### Dataset excerpt
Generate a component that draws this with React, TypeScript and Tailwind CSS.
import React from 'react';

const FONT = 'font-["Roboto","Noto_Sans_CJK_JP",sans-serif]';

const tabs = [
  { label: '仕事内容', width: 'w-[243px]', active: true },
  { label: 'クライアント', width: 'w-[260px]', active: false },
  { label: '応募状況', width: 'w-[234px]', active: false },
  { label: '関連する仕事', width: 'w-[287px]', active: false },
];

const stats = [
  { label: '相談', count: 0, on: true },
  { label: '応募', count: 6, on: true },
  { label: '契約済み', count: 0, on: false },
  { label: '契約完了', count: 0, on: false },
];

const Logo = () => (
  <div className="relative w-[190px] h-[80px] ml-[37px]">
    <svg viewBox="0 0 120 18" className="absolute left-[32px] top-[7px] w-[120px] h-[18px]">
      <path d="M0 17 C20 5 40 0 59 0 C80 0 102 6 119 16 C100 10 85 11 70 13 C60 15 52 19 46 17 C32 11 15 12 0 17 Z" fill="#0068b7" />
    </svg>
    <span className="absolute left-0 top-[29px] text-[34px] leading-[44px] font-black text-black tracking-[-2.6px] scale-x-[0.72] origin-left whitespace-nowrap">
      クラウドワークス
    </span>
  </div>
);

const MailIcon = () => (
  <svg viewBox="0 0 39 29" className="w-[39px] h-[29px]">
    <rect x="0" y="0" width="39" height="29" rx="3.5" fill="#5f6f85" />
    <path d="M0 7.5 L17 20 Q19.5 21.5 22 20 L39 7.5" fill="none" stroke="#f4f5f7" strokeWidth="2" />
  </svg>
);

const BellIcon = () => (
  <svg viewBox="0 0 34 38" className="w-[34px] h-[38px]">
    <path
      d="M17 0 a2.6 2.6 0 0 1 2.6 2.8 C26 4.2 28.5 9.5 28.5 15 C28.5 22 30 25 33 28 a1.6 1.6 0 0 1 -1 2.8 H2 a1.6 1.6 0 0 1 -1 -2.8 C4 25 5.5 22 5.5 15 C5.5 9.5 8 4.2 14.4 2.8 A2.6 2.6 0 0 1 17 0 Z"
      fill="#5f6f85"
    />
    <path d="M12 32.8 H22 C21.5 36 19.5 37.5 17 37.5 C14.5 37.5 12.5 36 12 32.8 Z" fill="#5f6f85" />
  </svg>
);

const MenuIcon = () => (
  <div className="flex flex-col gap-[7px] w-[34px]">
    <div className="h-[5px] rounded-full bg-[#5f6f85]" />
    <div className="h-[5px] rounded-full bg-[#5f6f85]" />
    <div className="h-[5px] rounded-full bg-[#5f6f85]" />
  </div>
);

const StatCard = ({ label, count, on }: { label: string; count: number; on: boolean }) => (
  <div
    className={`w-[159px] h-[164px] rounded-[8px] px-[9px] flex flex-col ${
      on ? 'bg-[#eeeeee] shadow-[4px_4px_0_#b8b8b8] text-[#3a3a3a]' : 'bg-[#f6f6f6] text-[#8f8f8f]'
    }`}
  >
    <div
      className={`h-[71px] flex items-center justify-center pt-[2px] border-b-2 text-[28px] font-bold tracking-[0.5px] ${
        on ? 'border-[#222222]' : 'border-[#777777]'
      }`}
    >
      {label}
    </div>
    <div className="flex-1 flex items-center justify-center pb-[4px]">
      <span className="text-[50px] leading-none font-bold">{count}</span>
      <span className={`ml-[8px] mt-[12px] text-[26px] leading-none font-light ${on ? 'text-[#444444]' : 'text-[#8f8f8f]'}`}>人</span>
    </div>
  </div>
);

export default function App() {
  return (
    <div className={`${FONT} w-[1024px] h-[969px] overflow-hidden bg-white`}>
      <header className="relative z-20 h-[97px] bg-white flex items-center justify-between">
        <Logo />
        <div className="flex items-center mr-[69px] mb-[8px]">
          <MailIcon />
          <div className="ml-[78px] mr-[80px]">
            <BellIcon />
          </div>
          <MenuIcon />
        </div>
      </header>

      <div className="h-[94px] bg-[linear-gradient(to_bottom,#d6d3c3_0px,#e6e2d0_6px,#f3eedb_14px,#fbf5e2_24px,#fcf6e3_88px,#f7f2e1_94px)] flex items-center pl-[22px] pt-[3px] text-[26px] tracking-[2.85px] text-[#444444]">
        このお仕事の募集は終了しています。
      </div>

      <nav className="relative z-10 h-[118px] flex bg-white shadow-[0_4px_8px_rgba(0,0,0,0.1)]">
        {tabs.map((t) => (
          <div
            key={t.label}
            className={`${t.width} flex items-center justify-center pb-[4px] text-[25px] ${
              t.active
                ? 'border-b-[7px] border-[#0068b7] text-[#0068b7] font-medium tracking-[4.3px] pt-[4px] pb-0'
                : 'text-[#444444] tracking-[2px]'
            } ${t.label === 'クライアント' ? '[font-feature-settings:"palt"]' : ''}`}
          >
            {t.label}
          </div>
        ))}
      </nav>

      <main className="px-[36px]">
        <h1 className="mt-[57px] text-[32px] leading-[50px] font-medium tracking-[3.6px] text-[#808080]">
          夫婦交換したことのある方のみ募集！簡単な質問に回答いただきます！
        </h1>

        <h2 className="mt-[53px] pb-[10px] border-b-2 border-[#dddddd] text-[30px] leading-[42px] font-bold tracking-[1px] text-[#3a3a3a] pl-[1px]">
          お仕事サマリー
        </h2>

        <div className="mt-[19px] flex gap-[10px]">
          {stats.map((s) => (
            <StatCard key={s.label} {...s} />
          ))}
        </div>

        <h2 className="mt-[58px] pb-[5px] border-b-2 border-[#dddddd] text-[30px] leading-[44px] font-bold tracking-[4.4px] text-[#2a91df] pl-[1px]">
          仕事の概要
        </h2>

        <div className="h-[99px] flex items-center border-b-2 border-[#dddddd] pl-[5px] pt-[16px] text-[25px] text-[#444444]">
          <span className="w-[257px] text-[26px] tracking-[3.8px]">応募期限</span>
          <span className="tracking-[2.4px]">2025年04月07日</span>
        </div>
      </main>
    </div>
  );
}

### Problem statement
Print the listing above in full, exactly as it is.

### Complete response
Generate a component that draws this with React, TypeScript and Tailwind CSS.
import React from 'react';

const FONT = 'font-["Roboto","Noto_Sans_CJK_JP",sans-serif]';

const tabs = [
  { label: '仕事内容', width: 'w-[243px]', active: true },
  { label: 'クライアント', width: 'w-[260px]', active: false },
  { label: '応募状況', width: 'w-[234px]', active: false },
  { label: '関連する仕事', width: 'w-[287px]', active: false },
];

const stats = [
  { label: '相談', count: 0, on: true },
  { label: '応募', count: 6, on: true },
  { label: '契約済み', count: 0, on: false },
  { label: '契約完了', count: 0, on: false },
];

const Logo = () => (
  <div className="relative w-[190px] h-[80px] ml-[37px]">
    <svg viewBox="0 0 120 18" className="absolute left-[32px] top-[7px] w-[120px] h-[18px]">
      <path d="M0 17 C20 5 40 0 59 0 C80 0 102 6 119 16 C100 10 85 11 70 13 C60 15 52 19 46 17 C32 11 15 12 0 17 Z" fill="#0068b7" />
    </svg>
    <span className="absolute left-0 top-[29px] text-[34px] leading-[44px] font-black text-black tracking-[-2.6px] scale-x-[0.72] origin-left whitespace-nowrap">
      クラウドワークス
    </span>
  </div>
);

const MailIcon = () => (
  <svg viewBox="0 0 39 29" className="w-[39px] h-[29px]">
    <rect x="0" y="0" width="39" height="29" rx="3.5" fill="#5f6f85" />
    <path d="M0 7.5 L17 20 Q19.5 21.5 22 20 L39 7.5" fill="none" stroke="#f4f5f7" strokeWidth="2" />
  </svg>
);

const BellIcon = () => (
  <svg viewBox="0 0 34 38" className="w-[34px] h-[38px]">
    <path
      d="M17 0 a2.6 2.6 0 0 1 2.6 2.8 C26 4.2 28.5 9.5 28.5 15 C28.5 22 30 25 33 28 a1.6 1.6 0 0 1 -1 2.8 H2 a1.6 1.6 0 0 1 -1 -2.8 C4 25 5.5 22 5.5 15 C5.5 9.5 8 4.2 14.4 2.8 A2.6 2.6 0 0 1 17 0 Z"
      fill="#5f6f85"
    />
    <path d="M12 32.8 H22 C21.5 36 19.5 37.5 17 37.5 C14.5 37.5 12.5 36 12 32.8 Z" fill="#5f6f85" />
  </svg>
);

const MenuIcon = () => (
  <div className="flex flex-col gap-[7px] w-[34px]">
    <div className="h-[5px] rounded-full bg-[#5f6f85]" />
    <div className="h-[5px] rounded-full bg-[#5f6f85]" />
    <div className="h-[5px] rounded-full bg-[#5f6f85]" />
  </div>
);

const StatCard = ({ label, count, on }: { label: string; count: number; on: boolean }) => (
  <div
    className={`w-[159px] h-[164px] rounded-[8px] px-[9px] flex flex-col ${
      on ? 'bg-[#eeeeee] shadow-[4px_4px_0_#b8b8b8] text-[#3a3a3a]' : 'bg-[#f6f6f6] text-[#8f8f8f]'
    }`}
  >
    <div
      className={`h-[71px] flex items-center justify-center pt-[2px] border-b-2 text-[28px] font-bold tracking-[0.5px] ${
        on ? 'border-[#222222]' : 'border-[#777777]'
      }`}
    >
      {label}
    </div>
    <div className="flex-1 flex items-center justify-center pb-[4px]">
      <span className="text-[50px] leading-none font-bold">{count}</span>
      <span className={`ml-[8px] mt-[12px] text-[26px] leading-none font-light ${on ? 'text-[#444444]' : 'text-[#8f8f8f]'}`}>人</span>
    </div>
  </div>
);

export default function App() {
  return (
    <div className={`${FONT} w-[1024px] h-[969px] overflow-hidden bg-white`}>
      <header className="relative z-20 h-[97px] bg-white flex items-center justify-between">
        <Logo />
        <div className="flex items-center mr-[69px] mb-[8px]">
          <MailIcon />
          <div className="ml-[78px] mr-[80px]">
            <BellIcon />
          </div>
          <MenuIcon />
        </div>
      </header>

      <div className="h-[94px] bg-[linear-gradient(to_bottom,#d6d3c3_0px,#e6e2d0_6px,#f3eedb_14px,#fbf5e2_24px,#fcf6e3_88px,#f7f2e1_94px)] flex items-center pl-[22px] pt-[3px] text-[26px] tracking-[2.85px] text-[#444444]">
        このお仕事の募集は終了しています。
      </div>

      <nav className="relative z-10 h-[118px] flex bg-white shadow-[0_4px_8px_rgba(0,0,0,0.1)]">
        {tabs.map((t) => (
          <div
            key={t.label}
            className={`${t.width} flex items-center justify-center pb-[4px] text-[25px] ${
              t.active
                ? 'border-b-[7px] border-[#0068b7] text-[#0068b7] font-medium tracking-[4.3px] pt-[4px] pb-0'
                : 'text-[#444444] tracking-[2px]'
            } ${t.label === 'クライアント' ? '[font-feature-settings:"palt"]' : ''}`}
          >
            {t.label}
          </div>
        ))}
      </nav>

      <main className="px-[36px]">
        <h1 className="mt-[57px] text-[32px] leading-[50px] font-medium tracking-[3.6px] text-[#808080]">
          夫婦交換したことのある方のみ募集！簡単な質問に回答いただきます！
        </h1>

        <h2 className="mt-[53px] pb-[10px] border-b-2 border-[#dddddd] text-[30px] leading-[42px] font-bold tracking-[1px] text-[#3a3a3a] pl-[1px]">
          お仕事サマリー
        </h2>

        <div className="mt-[19px] flex gap-[10px]">
          {stats.map((s) => (
            <StatCard key={s.label} {...s} />
          ))}
        </div>

        <h2 className="mt-[58px] pb-[5px] border-b-2 border-[#dddddd] text-[30px] leading-[44px] font-bold tracking-[4.4px] text-[#2a91df] pl-[1px]">
          仕事の概要
        </h2>

        <div className="h-[99px] flex items-center border-b-2 border-[#dddddd] pl-[5px] pt-[16px] text-[25px] text-[#444444]">
          <span className="w-[257px] text-[26px] tracking-[3.8px]">応募期限</span>
          <span className="tracking-[2.4px]">2025年04月07日</span>
        </div>
      </main>
    </div>
  );
}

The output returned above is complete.